The S9300 is designed for snapshots, so you won't find a lot of manual controls. Instead, you get several automatic options for improving your results. There are two Auto modes on this camera. One is Nikon's Scene Auto Selector. It adjusts settings appropriately based on six common scene types. If the scene doesn't match any of those, it defaults to a general-use Auto. Then there is an Auto mode, which is like the program AE modes on other point-and-shoots. You can change ISO, white balance, and exposure compensation as well as light metering, and autofocus area and mode.

There are 16 scene modes with standards such as Landscape and Portrait as well as a Pet Portrait mode that will automatically shoot when it detects a cat or dog face, and an Easy Panorama mode. Just press the shutter and pan the camera left, right, up, or down to create a panorama in camera. These modes never handle movement well, so they're best used on scenery without movement in it. Nikon also added a simple 3D photo mode; take one shot, and move the camera slightly to the right, and it fires off a second shot and combines them into one MPO file for viewing on a 3D display.

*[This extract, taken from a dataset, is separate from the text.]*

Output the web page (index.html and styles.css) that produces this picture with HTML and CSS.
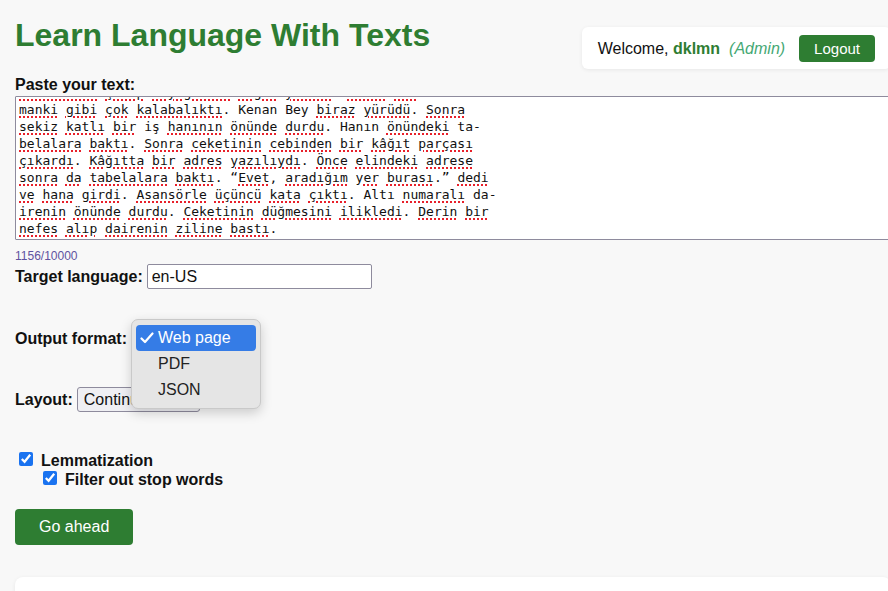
FILE: index.html
```html
<!DOCTYPE html>
<html lang="tr">
<head>
<meta charset="utf-8">
<title>Learn Language With Texts</title>
<link rel="stylesheet" href="styles.css">
</head>
<body>
<div class="page">
  <header class="header">
    <h1 class="title">Learn Language With Texts</h1>
    <div class="userbox">
      <span class="welcome">Welcome, <b class="user">dklmn</b></span>
      <i class="role">(Admin)</i>
      <button class="btn btn-logout" type="button">Logout</button>
    </div>
  </header>

  <form class="form">
    <label class="field-label">Paste your text:</label>
    <div class="textarea" role="textbox" aria-multiline="true">
<div class="ta-text"><span class="sp">bürosundan</span> <span class="sp">çıkıp</span> <span class="sp">Beyoğlu'na</span> <span class="sp">doğru</span> <span class="sp">yürüdü</span>. <span class="sp">Cadde</span> <span class="sp">her</span> za-
<span class="sp">manki</span> <span class="sp">gibi</span> <span class="sp">çok</span> <span class="sp">kalabalıktı</span>. Kenan Bey <span class="sp">biraz</span> <span class="sp">yürüdü</span>. <span class="sp">Sonra</span>
<span class="sp">sekiz</span> <span class="sp">katlı</span> <span class="sp">bir</span> iş <span class="sp">hanının</span> <span class="sp">önünde</span> <span class="sp">durdu</span>. Hanın <span class="sp">önündeki</span> ta-
<span class="sp">belalara</span> <span class="sp">baktı</span>. <span class="sp">Sonra</span> <span class="sp">ceketinin</span> <span class="sp">cebinden</span> <span class="sp">bir</span> <span class="sp">kâğıt</span> <span class="sp">parçası</span>
<span class="sp">çıkardı</span>. <span class="sp">Kâğıtta</span> <span class="sp">bir</span> <span class="sp">adres</span> <span class="sp">yazılıydı</span>. <span class="sp">Önce</span> <span class="sp">elindeki</span> <span class="sp">adrese</span>
<span class="sp">sonra</span> <span class="sp">da</span> <span class="sp">tabelalara</span> <span class="sp">baktı</span>. “<span class="sp">Evet</span>, <span class="sp">aradığım</span> <span class="sp">yer</span> <span class="sp">burası</span>.” <span class="sp">dedi</span>
<span class="sp">ve</span> <span class="sp">hana</span> <span class="sp">girdi</span>. <span class="sp">Asansörle</span> <span class="sp">üçüncü</span> <span class="sp">kata</span> <span class="sp">çıktı</span>. Altı <span class="sp">numaralı</span> da-
<span class="sp">irenin</span> <span class="sp">önünde</span> <span class="sp">durdu</span>. <span class="sp">Ceketinin</span> <span class="sp">düğmesini</span> <span class="sp">ilikledi</span>. <span class="sp">Derin</span> <span class="sp">bir</span>
<span class="sp">nefes</span> <span class="sp">alıp</span> <span class="sp">dairenin</span> <span class="sp">ziline</span> <span class="sp">bastı</span>.</div>
    </div>
    <div class="count">1156/10000</div>

    <div class="row row-target">
      <label class="row-label">Target language:</label>
      <input class="input" type="text" value="en-US">
    </div>

    <div class="row row-output">
      <label class="row-label">Output format:</label>
      <span class="select-wrap">
        <select class="select select-output">
          <option>Web page</option>
          <option>PDF</option>
          <option>JSON</option>
        </select>
        <div class="popup" role="listbox">
          <div class="popup-item is-selected" role="option">
            <svg class="check" width="14" height="12" viewBox="0 0 14 12" aria-hidden="true"><polyline points="1.5,6.5 5,10 12.5,1.5" fill="none" stroke="#fff" stroke-width="2.2" stroke-linecap="round" stroke-linejoin="round"/></svg>
            <span>Web page</span>
          </div>
          <div class="popup-item" role="option"><span class="check-space"></span><span>PDF</span></div>
          <div class="popup-item" role="option"><span class="check-space"></span><span>JSON</span></div>
        </div>
      </span>
    </div>

    <div class="row row-layout">
      <label class="row-label">Layout:</label>
      <select class="select select-layout">
        <option>Continuous</option>
        <option>Paragraphs</option>
      </select>
    </div>

    <div class="checks">
      <label class="check-row">
        <input class="checkbox" type="checkbox" checked>
        <span>Lemmatization</span>
      </label>
      <label class="check-row check-sub">
        <input class="checkbox" type="checkbox" checked>
        <span>Filter out stop words</span>
      </label>
    </div>

    <button class="btn btn-go" type="button">Go ahead</button>
  </form>

  <section class="card"></section>
</div>
</body>
</html>
```

FILE: styles.css
```css
html, body {
  margin: 0;
  padding: 0;
}

body {
  background: #f8f8f8;
  color: #111;
  font-family: "Liberation Sans", Arial, Helvetica, sans-serif;
  font-size: 16px;
  overflow: hidden;
}

.page {
  width: 876px;
  padding: 0 0 0 15px;
}

/* header */
.header {
  display: flex;
  justify-content: space-between;
  align-items: flex-start;
}

.title {
  margin: 17px 0 0;
  font-size: 32px;
  font-weight: bold;
  color: #2e7d32;
  line-height: normal;
}

.userbox {
  margin-top: 27px;
  display: flex;
  align-items: center;
  padding: 8px 16px 7px 16px;
  background: #fff;
  border-radius: 6px;
  box-shadow: 0 1px 4px rgba(0, 0, 0, 0.07);
}

.welcome {
  color: #111;
}

.user {
  color: #2e7d32;
  font-weight: bold;
}

.role {
  margin-left: 9px;
  color: #45a874;
  font-style: italic;
}

.btn {
  border: none;
  background: #2e7d32;
  color: #fff;
  border-radius: 4px;
  font-family: "Liberation Sans", Arial, Helvetica, sans-serif;
  cursor: pointer;
}

.btn-logout {
  margin-left: 14px;
  height: 27px;
  padding: 0 15px;
  font-size: 15px;
}

/* form */
.form {
  margin: 0;
}

.field-label {
  display: block;
  margin-top: 7px;
  font-weight: bold;
}

.textarea {
  box-sizing: border-box;
  margin-top: 2px;
  height: 144px;
  border: 1px solid #8e8b9d;
  border-radius: 1px;
  padding: 2px 3px;
  background: #fff;
  overflow: hidden;
}

.ta-text {
  margin-top: -15px;
  white-space: pre;
  font-family: "DejaVu Sans Mono", "Liberation Mono", monospace;
  font-size: 13px;
  line-height: 17px;
  color: #111;
}

.sp {
  text-decoration-line: underline;
  text-decoration-style: dotted;
  text-decoration-color: #e8202a;
  text-decoration-thickness: 2px;
  text-underline-offset: 2px;
}

.count {
  margin-top: 9px;
  font-size: 12px;
  color: #5f52a0;
}

.row {
  display: flex;
  align-items: baseline;
  gap: 4px;
}

.row-label {
  font-weight: bold;
}

.row-target {
  margin-top: 1px;
}

.row-output {
  margin-top: 37px;
}

.row-layout {
  margin-top: 36px;
}

.input {
  box-sizing: border-box;
  width: 225px;
  height: 25px;
  padding: 0 4px;
  border: 1px solid #8e8b9d;
  border-radius: 2px;
  background: #fff;
  font-family: "Liberation Sans", Arial, Helvetica, sans-serif;
  font-size: 16px;
  color: #111;
}

.select {
  appearance: none;
  -webkit-appearance: none;
  box-sizing: border-box;
  height: 25px;
  padding: 0 6px;
  border: 1px solid #8e8b9d;
  border-radius: 3px;
  background: #efeff3;
  font-family: "Liberation Sans", Arial, Helvetica, sans-serif;
  font-size: 16px;
  color: #111;
}

.select-output {
  width: 120px;
}

.select-layout {
  width: 123px;
}

.select-wrap {
  position: relative;
  display: inline-block;
}

/* open select menu */
.popup {
  position: absolute;
  left: 0;
  top: -7px;
  z-index: 10;
  box-sizing: border-box;
  width: 130px;
  padding: 5px 4px;
  background: #e5e5e5;
  border: 1px solid #c9c9c9;
  border-radius: 7px;
  box-shadow: 0 4px 12px rgba(0, 0, 0, 0.18);
}

.popup-item {
  display: flex;
  align-items: center;
  height: 26px;
  padding: 0 6px 0 4px;
  border-radius: 4px;
  color: #222;
  font-size: 16px;
}

.popup-item.is-selected {
  background: #357ce6;
  color: #fff;
}

.check {
  display: block;
  width: 14px;
  height: 12px;
  margin-right: 4px;
}

.check-space {
  display: block;
  width: 18px;
}

/* checkboxes */
.checks {
  margin-top: 39px;
}

.check-row {
  display: flex;
  align-items: center;
  height: 19px;
  line-height: 19px;
  font-weight: bold;
}

.check-sub {
  padding-left: 24px;
}

.checkbox {
  width: 14px;
  height: 14px;
  margin: 0 8px 3px 4px;
  accent-color: #1a73f0;
}

.btn-go {
  margin-top: 20px;
  height: 36px;
  padding: 0 24px;
  font-size: 16px;
}

.card {
  margin-top: 32px;
  height: 80px;
  background: #fff;
  border-radius: 8px;
  box-shadow: 0 1px 4px rgba(0, 0, 0, 0.07);
}
```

There is a Special Effects mode, too, perfect for those that want to get just a little more creative with their photos; a Backlighting mode that uses the flash or combines multiple exposures to improve backlit subjects; a handheld Night Landscape mode, which also uses a burst of shots and combines them to reduce blur and noise; and a smile-detecting, skin-softening, blink-warning Smart Portrait mode.

The S9300's shooting modes
The Coolpix S9300 shooting modes are geared for snapshooters. You won't find any real aperture or shutter speed controls.